━━━ Collected material
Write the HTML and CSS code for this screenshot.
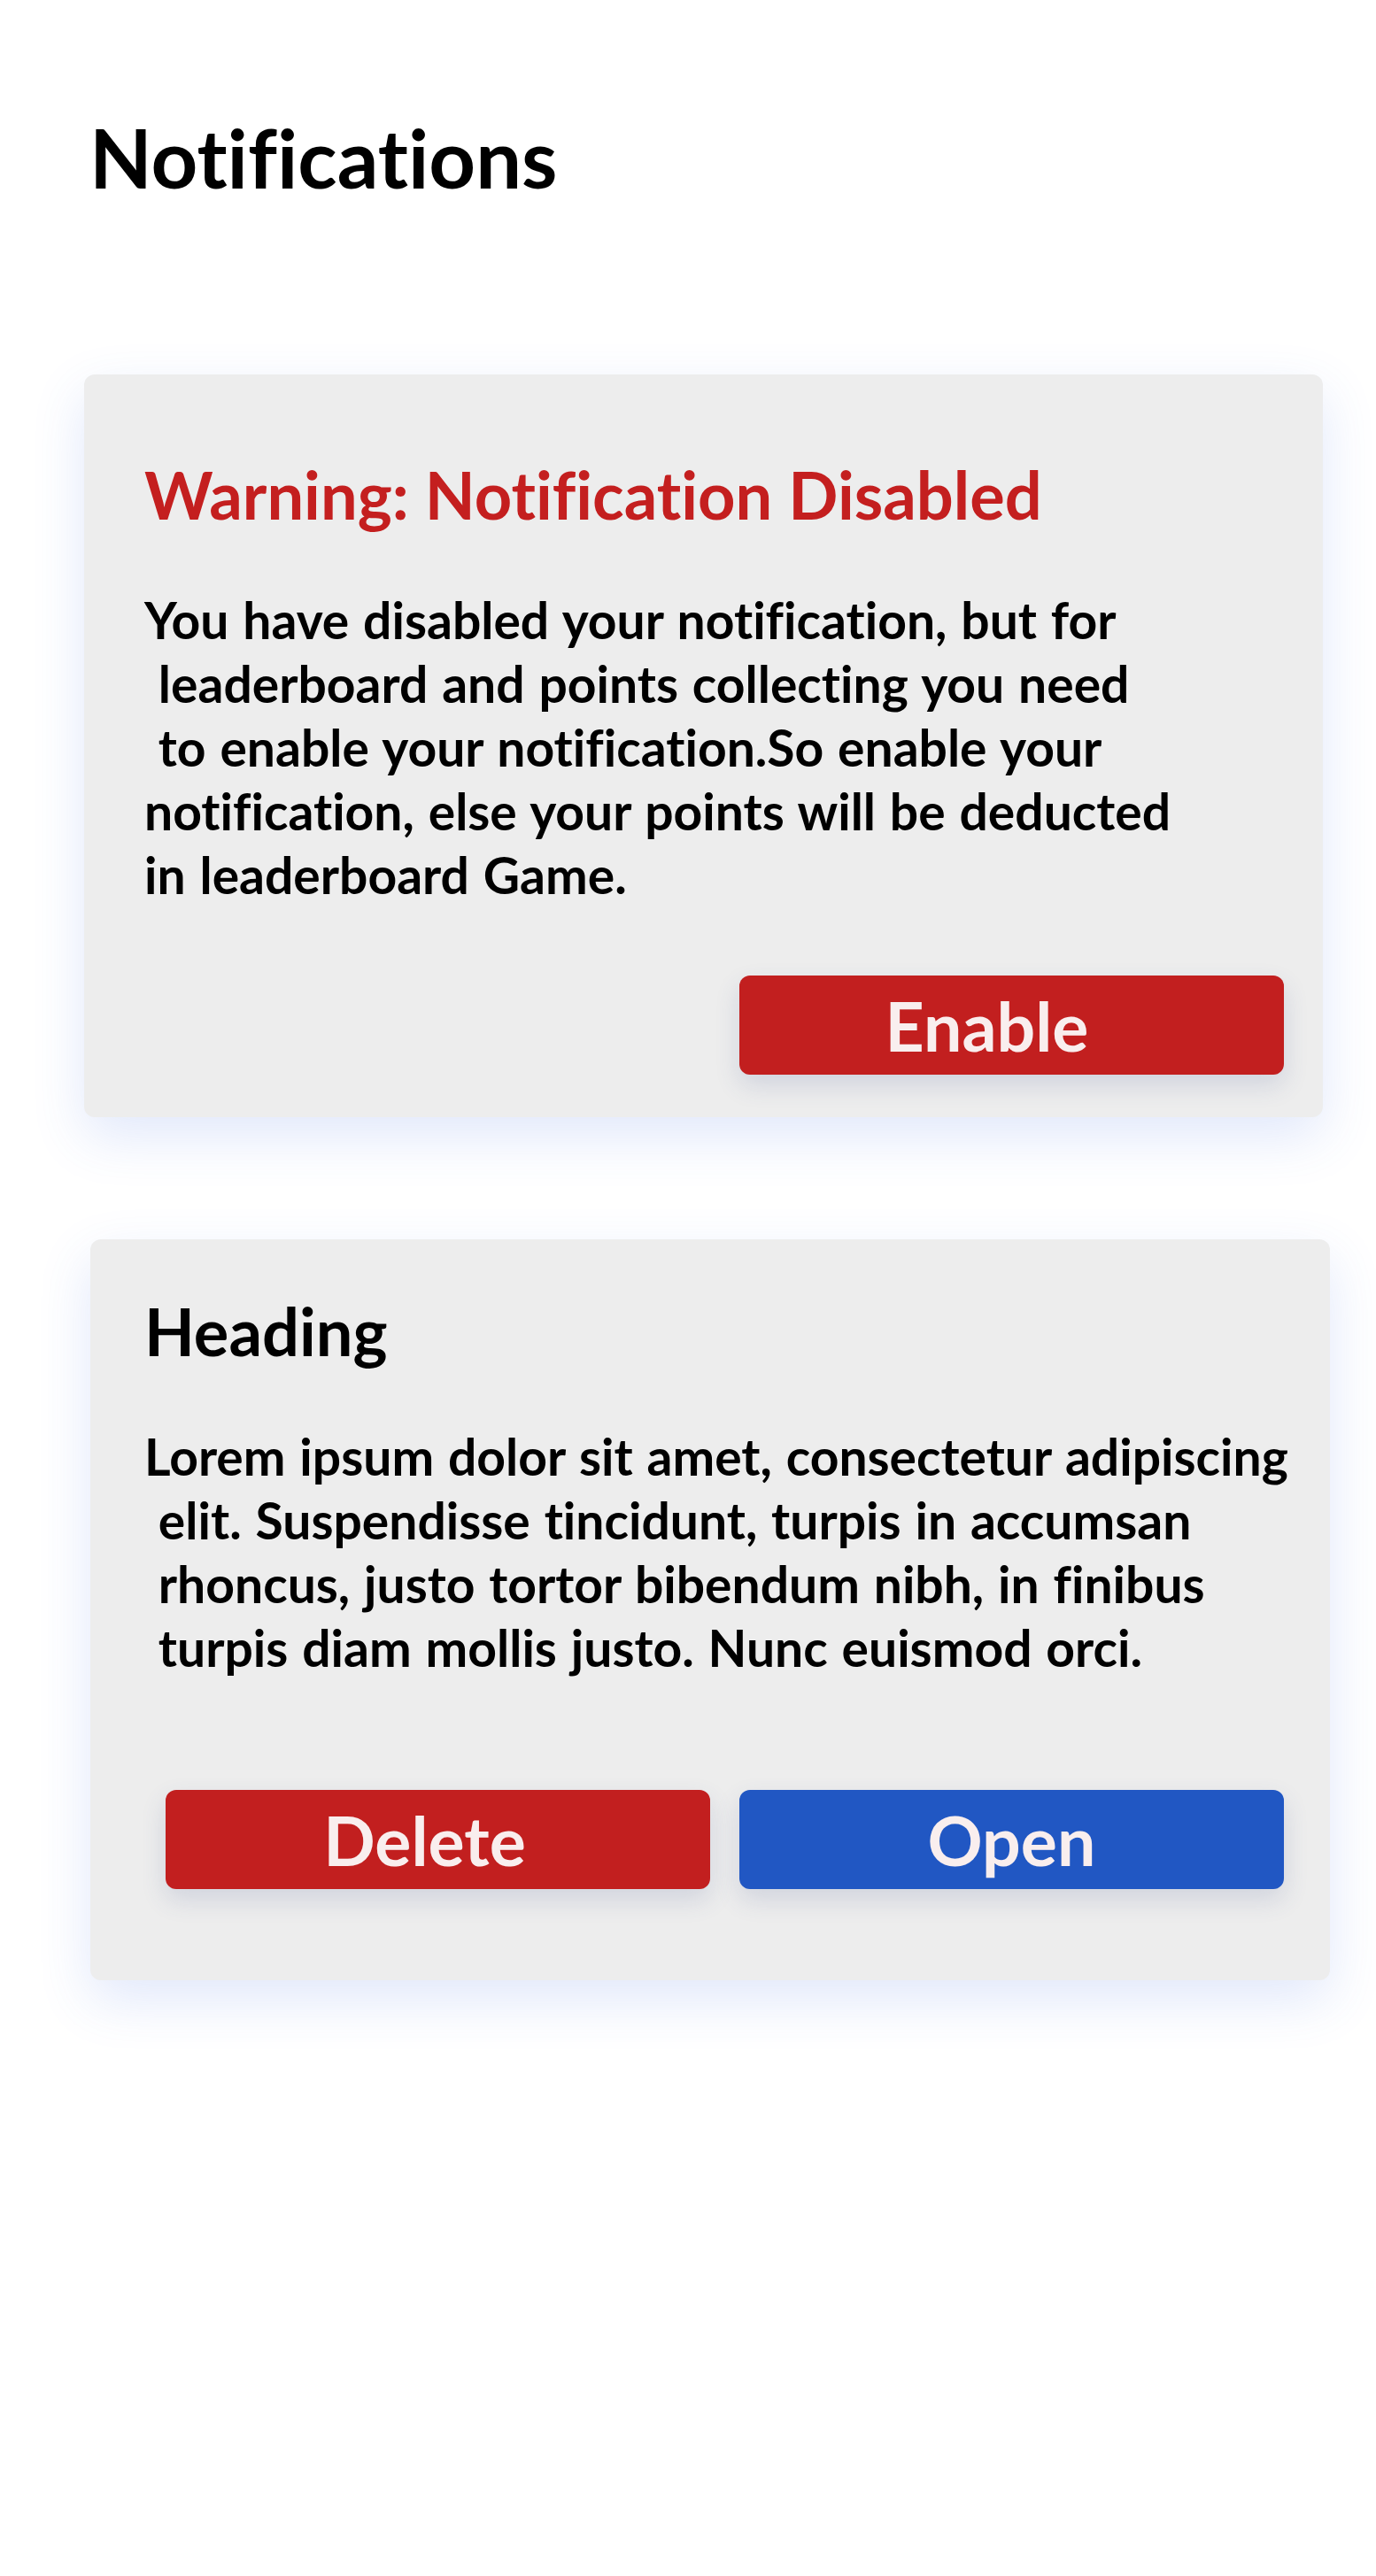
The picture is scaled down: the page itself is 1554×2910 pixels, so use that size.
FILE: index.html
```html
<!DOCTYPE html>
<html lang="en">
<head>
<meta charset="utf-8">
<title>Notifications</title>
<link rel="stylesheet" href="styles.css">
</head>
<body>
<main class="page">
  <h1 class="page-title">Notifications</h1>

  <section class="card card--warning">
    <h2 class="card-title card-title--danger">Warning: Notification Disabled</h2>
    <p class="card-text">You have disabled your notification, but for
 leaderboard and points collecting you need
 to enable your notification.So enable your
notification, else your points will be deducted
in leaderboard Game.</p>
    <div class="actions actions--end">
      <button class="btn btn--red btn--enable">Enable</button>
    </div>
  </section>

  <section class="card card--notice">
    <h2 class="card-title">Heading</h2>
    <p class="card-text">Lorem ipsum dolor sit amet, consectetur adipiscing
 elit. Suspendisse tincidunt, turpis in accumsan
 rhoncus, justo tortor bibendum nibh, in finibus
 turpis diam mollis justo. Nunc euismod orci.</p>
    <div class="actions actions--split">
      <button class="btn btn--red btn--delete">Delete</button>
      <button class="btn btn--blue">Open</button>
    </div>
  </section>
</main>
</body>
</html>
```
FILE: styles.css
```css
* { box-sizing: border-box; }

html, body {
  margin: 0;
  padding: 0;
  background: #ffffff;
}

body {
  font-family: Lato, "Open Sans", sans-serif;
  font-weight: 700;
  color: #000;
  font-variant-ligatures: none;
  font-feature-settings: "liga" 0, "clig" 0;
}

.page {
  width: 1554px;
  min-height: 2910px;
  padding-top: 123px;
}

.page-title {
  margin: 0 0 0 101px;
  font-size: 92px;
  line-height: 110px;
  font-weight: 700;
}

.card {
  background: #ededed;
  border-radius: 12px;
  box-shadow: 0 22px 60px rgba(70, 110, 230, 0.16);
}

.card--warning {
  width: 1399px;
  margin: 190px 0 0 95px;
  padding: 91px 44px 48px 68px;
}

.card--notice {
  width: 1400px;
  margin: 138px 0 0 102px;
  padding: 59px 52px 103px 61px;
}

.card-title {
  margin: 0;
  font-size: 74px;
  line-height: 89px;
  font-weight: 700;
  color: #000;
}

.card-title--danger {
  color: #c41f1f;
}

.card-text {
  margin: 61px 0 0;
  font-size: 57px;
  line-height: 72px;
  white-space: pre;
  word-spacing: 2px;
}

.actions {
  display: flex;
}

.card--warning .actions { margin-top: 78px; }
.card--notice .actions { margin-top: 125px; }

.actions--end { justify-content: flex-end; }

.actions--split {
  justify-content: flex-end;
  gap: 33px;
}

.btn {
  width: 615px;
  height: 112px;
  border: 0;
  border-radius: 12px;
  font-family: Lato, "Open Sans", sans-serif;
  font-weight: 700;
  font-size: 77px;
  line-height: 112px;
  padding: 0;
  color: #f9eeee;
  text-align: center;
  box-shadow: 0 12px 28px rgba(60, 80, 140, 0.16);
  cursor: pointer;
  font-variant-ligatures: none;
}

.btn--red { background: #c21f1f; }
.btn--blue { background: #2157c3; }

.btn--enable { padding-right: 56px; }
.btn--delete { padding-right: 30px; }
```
━━━━━━
__Your task__.
Exclude every picture and copy the remaining data exactly.

__Task result__.
Write the HTML and CSS code for this screenshot.
The picture is scaled down: the page itself is 1554×2910 pixels, so use that size.
FILE: index.html
```html
<!DOCTYPE html>
<html lang="en">
<head>
<meta charset="utf-8">
<title>Notifications</title>
<link rel="stylesheet" href="styles.css">
</head>
<body>
<main class="page">
  <h1 class="page-title">Notifications</h1>

  <section class="card card--warning">
    <h2 class="card-title card-title--danger">Warning: Notification Disabled</h2>
    <p class="card-text">You have disabled your notification, but for
 leaderboard and points collecting you need
 to enable your notification.So enable your
notification, else your points will be deducted
in leaderboard Game.</p>
    <div class="actions actions--end">
      <button class="btn btn--red btn--enable">Enable</button>
    </div>
  </section>

  <section class="card card--notice">
    <h2 class="card-title">Heading</h2>
    <p class="card-text">Lorem ipsum dolor sit amet, consectetur adipiscing
 elit. Suspendisse tincidunt, turpis in accumsan
 rhoncus, justo tortor bibendum nibh, in finibus
 turpis diam mollis justo. Nunc euismod orci.</p>
    <div class="actions actions--split">
      <button class="btn btn--red btn--delete">Delete</button>
      <button class="btn btn--blue">Open</button>
    </div>
  </section>
</main>
</body>
</html>
```
FILE: styles.css
```css
* { box-sizing: border-box; }

html, body {
  margin: 0;
  padding: 0;
  background: #ffffff;
}

body {
  font-family: Lato, "Open Sans", sans-serif;
  font-weight: 700;
  color: #000;
  font-variant-ligatures: none;
  font-feature-settings: "liga" 0, "clig" 0;
}

.page {
  width: 1554px;
  min-height: 2910px;
  padding-top: 123px;
}

.page-title {
  margin: 0 0 0 101px;
  font-size: 92px;
  line-height: 110px;
  font-weight: 700;
}

.card {
  background: #ededed;
  border-radius: 12px;
  box-shadow: 0 22px 60px rgba(70, 110, 230, 0.16);
}

.card--warning {
  width: 1399px;
  margin: 190px 0 0 95px;
  padding: 91px 44px 48px 68px;
}

.card--notice {
  width: 1400px;
  margin: 138px 0 0 102px;
  padding: 59px 52px 103px 61px;
}

.card-title {
  margin: 0;
  font-size: 74px;
  line-height: 89px;
  font-weight: 700;
  color: #000;
}

.card-title--danger {
  color: #c41f1f;
}

.card-text {
  margin: 61px 0 0;
  font-size: 57px;
  line-height: 72px;
  white-space: pre;
  word-spacing: 2px;
}

.actions {
  display: flex;
}

.card--warning .actions { margin-top: 78px; }
.card--notice .actions { margin-top: 125px; }

.actions--end { justify-content: flex-end; }

.actions--split {
  justify-content: flex-end;
  gap: 33px;
}

.btn {
  width: 615px;
  height: 112px;
  border: 0;
  border-radius: 12px;
  font-family: Lato, "Open Sans", sans-serif;
  font-weight: 700;
  font-size: 77px;
  line-height: 112px;
  padding: 0;
  color: #f9eeee;
  text-align: center;
  box-shadow: 0 12px 28px rgba(60, 80, 140, 0.16);
  cursor: pointer;
  font-variant-ligatures: none;
}

.btn--red { background: #c21f1f; }
.btn--blue { background: #2157c3; }

.btn--enable { padding-right: 56px; }
.btn--delete { padding-right: 30px; }
```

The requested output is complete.